Ambon negri yang kucinta
Sungguh indah pantainya
Akan Dikau takkan lupa
Slama ada napasku
Beta ingin mau pulang
Jika panjang umurku
Asal saja Tuhan sayang
Bila ada sertaku
***
Irama lembut menyusup perlahan menggetarkan nurani. Membangkitkan jiwa yang senyap. Mengendorkan syaraf yang kelu. Menguliti satu demi satu lapis keegoan yang tebal.
Alunannya membawa pesan damai pada setiap makhluk yang mendengarkan. Menghapus gulana yang mendera. Mengobati luka yang mengoyak rasa. Itulah deburan pantai di pesisir desa Liang, sebuah desa yang berjarak kurang lebih empat puluh kilometer dari kota Ambon.
Rasa kantuk menyergapku setelah tiga puluh lima menit terbuai oleh simponi pantai Hunimua, sebutan lain bagi pantai Liang.
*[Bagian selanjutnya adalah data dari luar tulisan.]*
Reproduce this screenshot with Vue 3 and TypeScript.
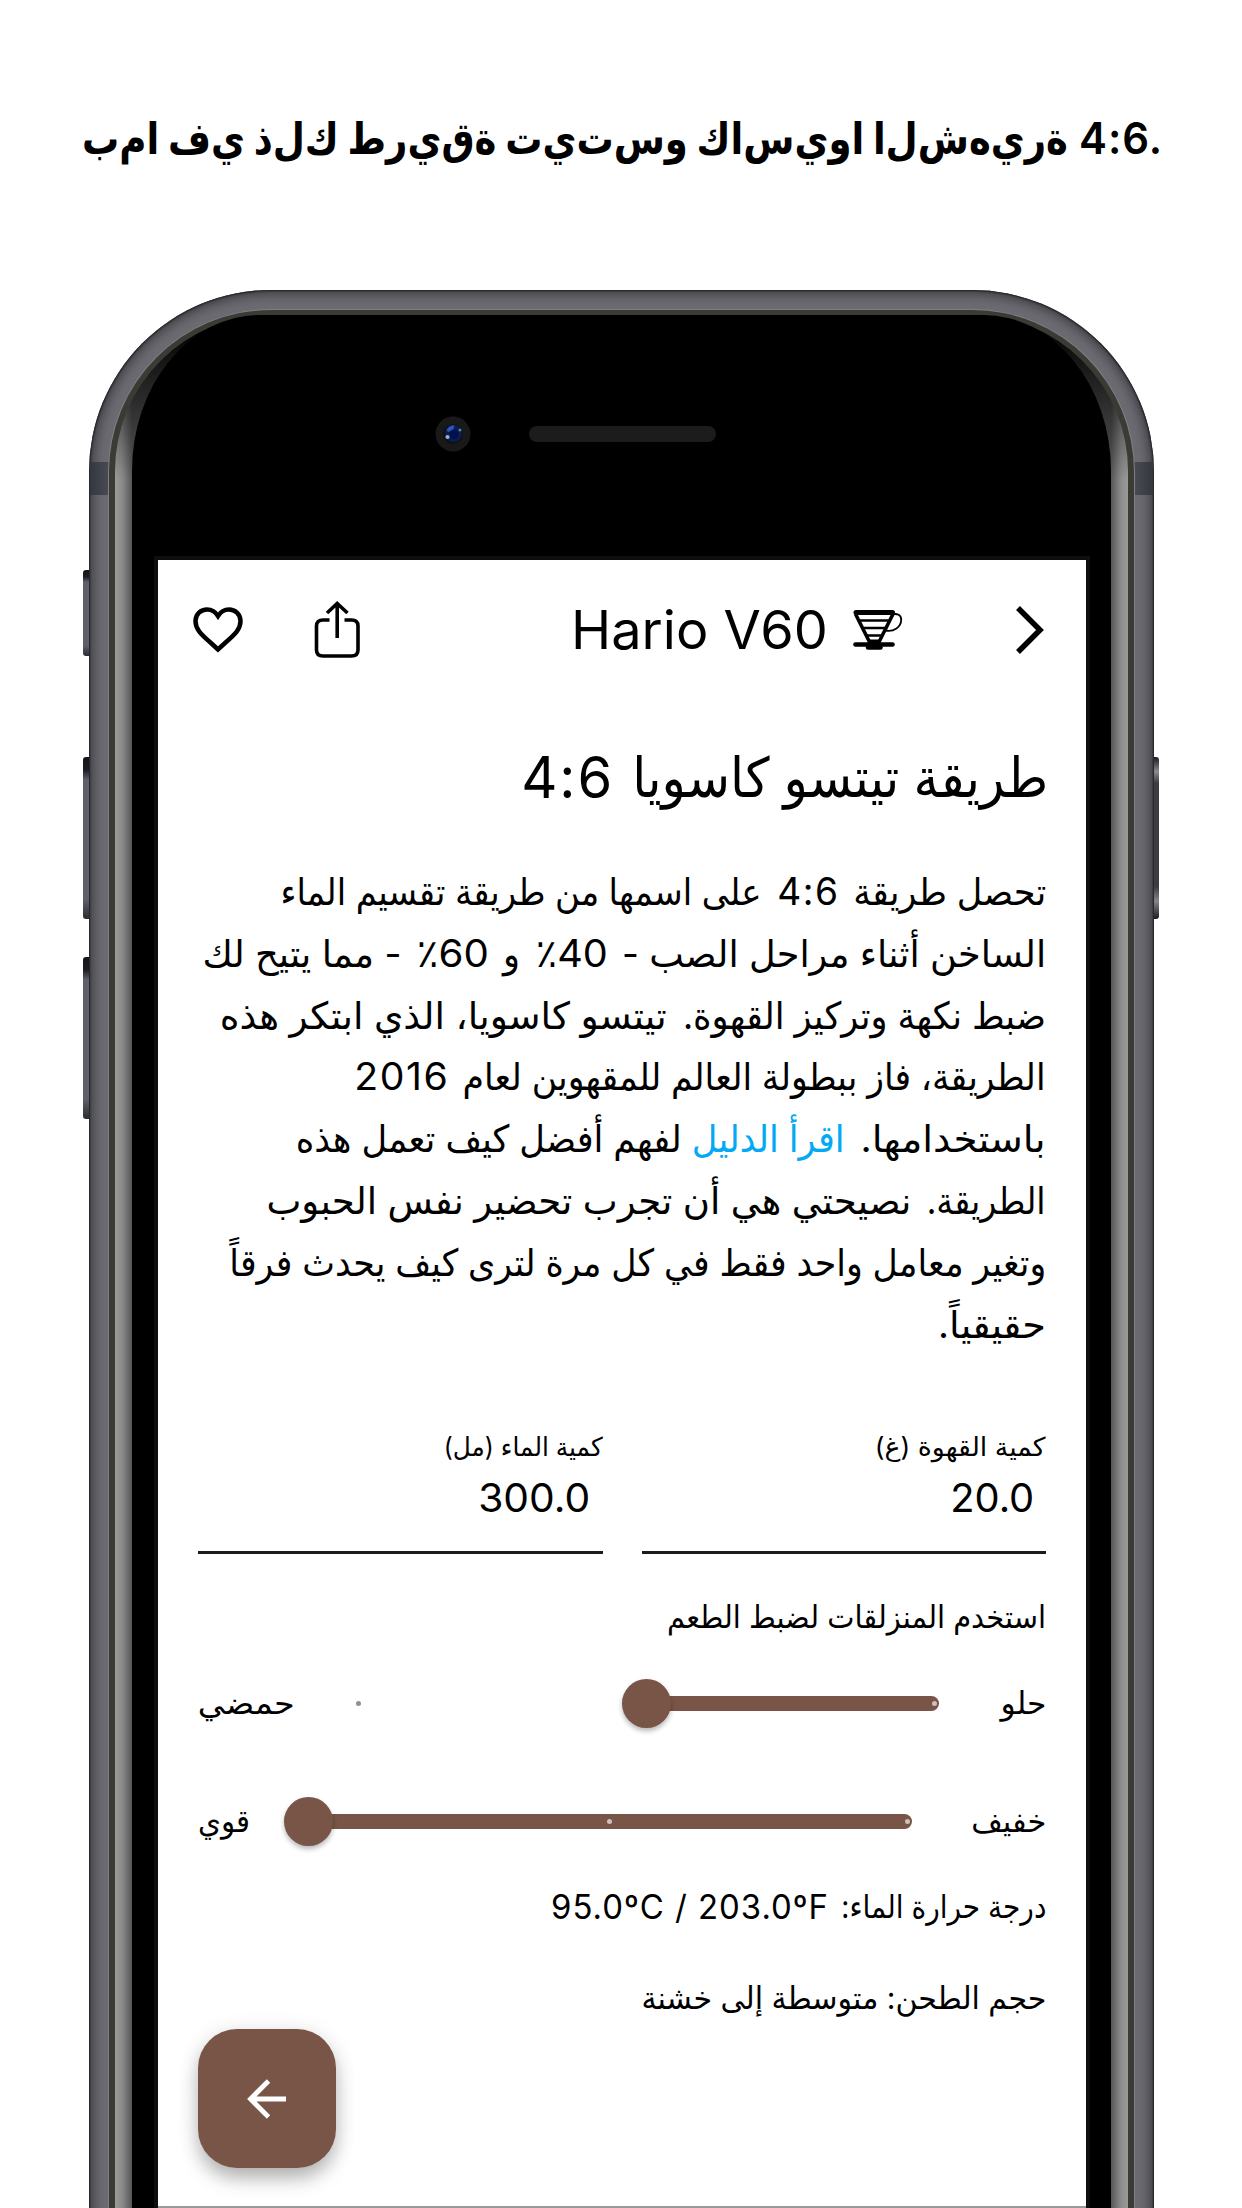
<script setup lang="ts">
interface Segment {
  text: string
  width: number
  kind?: 'num' | 'link' | 'tail'
}

interface SliderRow {
  start: string
  startWidth: number
  end: string
  endWidth: number
  fill: number
  dots: number[]
  offDots: number[]
  cls: string
}

const headline: string = 'بما في ذلك طريقة تيتسو كاسيوا الشهيرة'
  .split(' ')
  .map((word) => word.split('').join('\u200c'))
  .join(' ')

const title: Segment[] = [
  { text: 'طريقة تيتسو كاسويا', width: 416 },
  { text: '4:6', width: 93, kind: 'num' },
]

// The Arabic letter mark keeps the percent sign on the left of its number.
const copy: Segment[][] = [
  [
    { text: 'تحصل طريقة', width: 193 },
    { text: '4:6', width: 62, kind: 'num' },
    { text: 'على اسمها من طريقة تقسيم الماء', width: 481 },
  ],
  [
    { text: 'الساخن أثناء مراحل الصب -', width: 424 },
    { text: '\u061c40٪', width: 72, kind: 'num' },
    { text: 'و', width: 17 },
    { text: '\u061c60٪', width: 72, kind: 'num' },
    { text: '- مما يتيح لك', width: 199 },
  ],
  [
    { text: 'ضبط نكهة وتركيز القهوة.', width: 363 },
    { text: 'تيتسو كاسويا، الذي ابتكر هذه', width: 447 },
  ],
  [
    { text: 'الطريقة، فاز ببطولة العالم للمقهوين لعام', width: 583 },
    { text: '2016', width: 95, kind: 'num' },
  ],
  [
    { text: 'باستخدامها.', width: 185 },
    { text: 'اقرأ الدليل', width: 153, kind: 'link' },
    { text: 'لفهم أفضل كيف تعمل هذه', width: 386, kind: 'tail' },
  ],
  [
    { text: 'الطريقة.', width: 119 },
    { text: 'نصيحتي هي أن تجرب تحضير نفس الحبوب', width: 645 },
  ],
  [{ text: 'وتغير معامل واحد فقط في كل مرة لترى كيف يحدث فرقاً', width: 817 }],
  [{ text: 'حقيقياً.', width: 108 }],
]

const sliders: SliderRow[] = [
  { start: 'حلو', startWidth: 46, end: 'حمضي', endWidth: 97, fill: 50, dots: [0], offDots: [100], cls: 'taste' },
  { start: 'خفيف', startWidth: 75, end: 'قوي', endWidth: 52, fill: 100, dots: [0, 49.7], offDots: [], cls: 'strength' },
]

const fields = [
  { label: 'كمية القهوة (غ)', labelWidth: 171, value: '20.0', valueWidth: 84 },
  { label: 'كمية الماء (مل)', labelWidth: 159, value: '300.0', valueWidth: 112 },
]

// Condenses or widens a single line of text to the given width.
const vFit = {
  mounted(el: HTMLElement, binding: { value: number }) {
    const natural = el.getBoundingClientRect().width
    const rtl = getComputedStyle(el).direction === 'rtl'
    el.style.transformOrigin = rtl ? 'right center' : 'left center'
    el.style.transform = `scaleX(${binding.value / natural})`
    el.style[rtl ? 'marginLeft' : 'marginRight'] = `${binding.value - natural}px`
  },
}
</script>

<template>
  <main class="page">
    <h1 class="headline">
      <bdo dir="ltr" class="fit" v-fit="986">{{ headline }}</bdo>
      <span class="fit ratio" v-fit="84">4:6.</span>
    </h1>
    <div class="device">
      <i class="key mute"></i><i class="key up"></i><i class="key down"></i><i class="key power"></i>
      <div class="shell">
        <i class="antenna left"></i><i class="antenna right"></i>
        <div class="rim">
          <div class="bevel">
            <div class="face">
              <div class="sensors">
                <svg class="camera" width="36" height="36" viewBox="0 0 36 36">
                  <circle cx="18" cy="18" r="17.5" fill="#191919" />
                  <circle cx="18" cy="18" r="10" fill="#111114" />
                  <circle cx="18.500" cy="17.500" r="8.500" fill="#0b1c52" />
                  <path d="M11.500 14.500a8 8 0 0 1 8-5l-1 3.500-5 3z" fill="#2f55b8" />
                  <circle cx="19" cy="18.500" r="4.500" fill="#03104a" />
                  <circle cx="12.500" cy="21" r="2.100" fill="#8fb4d8" />
                  <circle cx="25" cy="14" r="1.500" fill="#4b88a8" />
                </svg>
                <span class="speaker"></span>
              </div>
              <section class="screen" dir="rtl">
                <header class="bar">
                  <svg class="chev" width="32" height="52" viewBox="0 0 32 52" fill="none" stroke="#000" stroke-width="5.500">
                    <path d="M4 4 26 26 4 48" />
                  </svg>
                  <div class="brand">
                    <svg width="50" height="42" viewBox="0 0 50 42" fill="none" stroke="#000">
                      <path d="M3 3.500H39.500" stroke-width="5" stroke-linecap="round" />
                      <path d="M2.500 5 17 34M40 5 25.500 34" stroke-width="3.600" />
                      <path d="M7 11.500H36M10.500 19H32.500M14 26.500H29" stroke-width="2.300" />
                      <path d="M39 5.500C44 4 48.500 6 48.200 11 48 18 41 23 32.500 21.500" stroke-width="1.800" />
                      <path d="M2.500 35.500H39.500" stroke-width="4.600" stroke-linecap="round" />
                      <path d="M15 38.500H27.500" stroke-width="4.500" stroke-linecap="round" />
                      <path d="M17 31H25.500L24 36H18.500Z" fill="#000" />
                    </svg>
                    <span dir="ltr" class="fit" v-fit="257">Hario V60</span>
                  </div>
                  <svg class="share" width="46" height="58" viewBox="0 0 46 58" fill="none" stroke="#000" stroke-width="3.600">
                    <path d="M15.500 19H9Q2.500 19 2.500 25V49Q2.500 55 9 55H37.500Q44 55 44 49V25Q44 19 37.500 19H30.500" />
                    <path d="M23.200 37V3M13 12 23.200 2.500 33.500 12" />
                  </svg>
                  <svg class="heart" width="50" height="46" viewBox="0 0 50 46" fill="none" stroke="#000" stroke-width="4.500">
                    <path d="M25 42.500 18 36C7.500 27 2.500 22 2.500 14 2.500 7 8 2.500 14 2.500 18.500 2.500 22.500 5 25 9 27.500 5 31.500 2.500 36 2.500 42 2.500 47.500 7 47.500 14 47.500 22 42.500 27 32 36Z" />
                  </svg>
                </header>

                <h2 class="title">
                  <span v-for="s in title" :key="s.text" class="fit" :class="s.kind" v-fit="s.width">{{ s.text }}</span>
                </h2>

                <div class="copy">
                  <p v-for="(line, i) in copy" :key="i">
                    <span v-for="s in line" :key="s.text" class="fit" :class="s.kind" v-fit="s.width">{{ s.text }}</span>
                  </p>
                </div>

                <div class="fields">
                  <div v-for="f in fields" :key="f.label" class="field">
                    <div class="label"><span class="fit" v-fit="f.labelWidth">{{ f.label }}</span></div>
                    <div class="value"><span class="fit" v-fit="f.valueWidth">{{ f.value }}</span></div>
                  </div>
                </div>

                <p class="hint"><span class="fit" v-fit="379">استخدم المنزلقات لضبط الطعم</span></p>

                <div v-for="s in sliders" :key="s.cls" class="slider" :class="s.cls">
                  <span class="fit" v-fit="s.startWidth">{{ s.start }}</span>
                  <div class="track">
                    <span class="fill" :style="{ width: s.fill + '%' }"></span>
                    <span class="stops">
                      <i v-for="d in s.dots" :key="d" class="dot" :style="{ right: d + '%' }"></i>
                      <i v-for="d in s.offDots" :key="d" class="dot off" :style="{ right: d + '%' }"></i>
                      <i class="thumb" :style="{ right: s.fill + '%' }"></i>
                    </span>
                  </div>
                  <span class="fit" v-fit="s.endWidth">{{ s.end }}</span>
                </div>

                <p class="info temp">
                  <span class="fit" v-fit="205">درجة حرارة الماء:</span>
                  <span dir="ltr" class="fit degrees" v-fit="278">95.0ºC / 203.0ºF</span>
                </p>
                <p class="info"><span class="fit" v-fit="405">حجم الطحن: متوسطة إلى خشنة</span></p>

                <button class="next" type="button">
                  <svg width="42" height="42" viewBox="0 0 42 42" fill="none" stroke="#fff" stroke-width="4.800">
                    <path d="M40 21H5M22.500 3 4.500 21 22.500 39" />
                  </svg>
                </button>
              </section>
            </div>
          </div>
        </div>
      </div>
    </div>
  </main>
</template>

<style>
body {
  background: #fff;
}
</style>

<style scoped>
* {
  box-sizing: border-box;
}
.page {
  width: 1242px;
  height: 2208px;
  overflow: hidden;
  background: #fff;
  color: #000;
  font-family: Inter, 'DejaVu Sans', sans-serif;
}
h1,
h2,
p {
  margin: 0;
  font-weight: 400;
}
svg {
  flex: none;
}
.fit {
  display: inline-block;
  flex: none;
  white-space: nowrap;
}
.headline {
  display: flex;
  gap: 11px;
  margin-top: 108px;
  margin-left: 82px;
  height: 60px;
  font-size: 44px;
  line-height: 60px;
  font-weight: 700;
}
.ratio {
  font-weight: 600;
  letter-spacing: 1px;
}
.device {
  position: relative;
  width: 1065px;
  height: 2100px;
  margin: 122px 0 0 89px;
}
.key {
  position: absolute;
  width: 9px;
  left: -6px;
  border-radius: 3px 0 0 3px;
  background: linear-gradient(#14141a, #1d1e24 8%, #5d6069 14%, #5d6069 88%, #2b2c31);
}
.mute {
  top: 280px;
  height: 86px;
}
.up {
  top: 467px;
  height: 162px;
}
.down {
  top: 667px;
  height: 162px;
}
.power {
  top: 467px;
  height: 162px;
  left: auto;
  right: -5px;
  border-radius: 0 3px 3px 0;
  background: linear-gradient(#1a1b1f, #8a8b90 9%, #3b3d43 16%, #3b3d43 80%, #85868b 89%, #1a1b1f);
}
.shell {
  position: relative;
  height: 100%;
  padding: 20px 20px 0;
  border-radius: 182px 182px 0 0;
  background: #6c6b71;
  box-shadow: inset 0 0 2px 1px #1d1e21, inset 0 0 12px 4px #3b3b41;
}
.antenna {
  position: absolute;
  top: 172px;
  width: 20px;
  height: 33px;
  background: linear-gradient(90deg, #34373d, #4a4d53);
}
.antenna.left {
  left: 1px;
}
.antenna.right {
  right: 1px;
  transform: scaleX(-1);
}
.rim {
  position: relative;
  height: 100%;
  padding: 5px 6px 0;
  border-radius: 162px 162px 0 0;
  background: #3a3b35;
  box-shadow: 0 0 0 1px #7f7e84;
}
.bevel {
  height: 100%;
  padding: 0 17px;
  border-radius: 156px 156px 0 0;
  background:
    linear-gradient(#000 10px, rgba(0, 0, 0, 0.75) 45px, transparent 165px) top / 100% 170px no-repeat,
    linear-gradient(90deg, #9a9a9a 0, #8c8c8c 7px, #565656 17px, #565656 calc(100% - 17px), #8c8c8c calc(100% - 7px), #9a9a9a 100%);
}
.face {
  height: 100%;
  padding: 0 25px 0 26px;
  background: #000;
  border-radius: 128px 128px 0 0 / 156px 156px 0 0;
}
.sensors {
  display: flex;
  align-items: center;
  gap: 58px;
  height: 245px;
  padding: 0 0 8px 277px;
}
.speaker {
  width: 187px;
  height: 16px;
  border-radius: 8px;
  background: #1c1c1c;
}
.screen {
  height: 1648px;
  padding: 0 40px;
  background: #fff;
  border-bottom: 2px solid #999;
  box-shadow: 0 0 0 4px #0e0e0e;
}
.bar {
  display: flex;
  align-items: center;
  height: 139px;
}
.brand {
  display: flex;
  flex: none;
  align-items: center;
  gap: 25px;
  margin-right: 111px;
  font-size: 53px;
  line-height: 80px;
}
.share {
  margin-right: 211px;
}
.heart {
  margin-right: 71px;
}
.title {
  display: flex;
  gap: 18px;
  margin-top: 38px;
  margin-right: -2px;
  height: 80px;
  font-size: 55px;
  line-height: 80px;
}
.title .num {
  font-size: 58px;
  letter-spacing: 2px;
}
.copy {
  margin-top: 44px;
  font-size: 37.5px;
  line-height: 61.8px;
}
.copy p {
  display: flex;
  gap: 16px;
  height: 61.8px;
}
.copy .num {
  margin-right: -2px;
  font-size: 38.5px;
  letter-spacing: 1.5px;
}
.link {
  color: #03a9f4;
}
.tail {
  margin-right: -6px;
}
.fields {
  display: flex;
  gap: 39px;
  margin-top: 74px;
}
.field {
  flex: 1;
  height: 125px;
  border-bottom: 3px solid #1c1c1c;
}
.label {
  height: 36px;
  font-size: 26px;
  line-height: 36px;
}
.value {
  height: 50px;
  margin-top: 8px;
  padding-right: 12px;
  font-size: 39px;
  line-height: 50px;
}
.hint {
  margin-top: 41px;
  height: 44px;
  font-size: 31px;
  line-height: 44px;
}
.slider {
  display: flex;
  align-items: center;
  height: 60px;
  margin-top: 34px;
  font-size: 31px;
  line-height: 44px;
}
.strength {
  margin-top: 58px;
}
.track {
  position: relative;
  flex: 1;
  height: 15px;
  margin: 0 61px 0 58px;
}
.strength .track {
  margin: 0 59px 0 53px;
}
.fill {
  display: block;
  height: 15px;
  border-radius: 0 8px 8px 0;
  background: #795548;
}
.stops {
  position: absolute;
  inset: 0 5px;
}
.dot {
  position: absolute;
  top: 5px;
  width: 5px;
  height: 5px;
  margin-right: -2.5px;
  border-radius: 50%;
  background: #d0bfb8;
}
.dot.off {
  background: #998d89;
}
.thumb {
  position: absolute;
  top: -17px;
  width: 49px;
  height: 49px;
  margin-right: -24.5px;
  border-radius: 50%;
  background: #795548;
  box-shadow: 0 3px 5px rgba(0, 0, 0, 0.28);
}
.info {
  height: 44px;
  margin-top: 47px;
  font-size: 31px;
  line-height: 44px;
}
.temp {
  display: flex;
  gap: 12px;
  margin-top: 34px;
  font-size: 32px;
}
.degrees {
  font-size: 33.5px;
  letter-spacing: 1px;
}
.next {
  display: flex;
  align-items: center;
  justify-content: center;
  width: 138px;
  height: 139px;
  margin: 9px auto 0 0;
  padding: 0;
  border: 0;
  border-radius: 39px;
  background: #795548;
  box-shadow: 0 12px 20px -2px rgba(0, 0, 0, 0.28), 0 2px 22px rgba(0, 0, 0, 0.1);
}
</style>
Kurebahkan tubuhku berselimut bayang-bayang pohon metanggor. Dalam hitungan detik pikiranku melesat cepat ke aras alfa dan teduh bersemanyam pada strata delta.
***
Pulas tidurku terhenti oleh tempias lembut air laut yang menyentuh ujung kakiku. Beningnya membelai saraf kesadaranku. Lembutnya menjalar melalui pori-poriku dan menyebar memenuhi relung kalbu terdalam. "Benar-benar firdaus di alam marcapada. Tak heran kalau pantai ini pernah dinobatkan menjadi salah satu pantai terindah di dunia," batinku berdecak kagum. Kuteringat lagu berjudul "Ole Sio" yang dinyanyikan oleh Lex's Trio:
Ambon negri yang kucinta
Sungguh indah pantainya
Akan dikau takkan lupa
Slama ada napasku
Beta ingin mau pulang
Jika panjang umurku
Asal saja Tuhan sayang
Bila ada sertaku
Seolah ada magnet sejuta Gauss yang membuat tubuhku tak mau bergeser dari tempatnya semula. Terbaring berkasur halusnya pasir pantai membuat setiap inci ragaku bersorak riang. Seolah baru saja menemukan sejawat tercinta yang lama tak bersua. Mungkin ini yang dinamakan back to nature. Tiduran di pasir pantai seperti ini mengingatkanku saat aku melancong ke desa Legung, Sumenep Madura. Hampir seluruh masyarakatnya mulai anak-anak hingga orang dewasa tidur beralaskan pasir pantai. Konon kebiasaan ini telah dilakukan turun-temurun dari nenek moyang mereka. "Tidur beralas pasir pantai dapat menghilangkan pegal linu, gatal-gatal bahkan penyakit stroke," begitu pengakuan mereka saat kutanya mengapa mereka tidur di pasir pantai. Dan bagiku, tidur di pasir pantai Liang bukan hanya sekedar menyembuhkan penyakit-penyakit jisim tetapi penyakit-penyakit kalbu seperti dengki, iri, marah, dan sombong hilang sekejap. Aneh memang. Tetapi nyata.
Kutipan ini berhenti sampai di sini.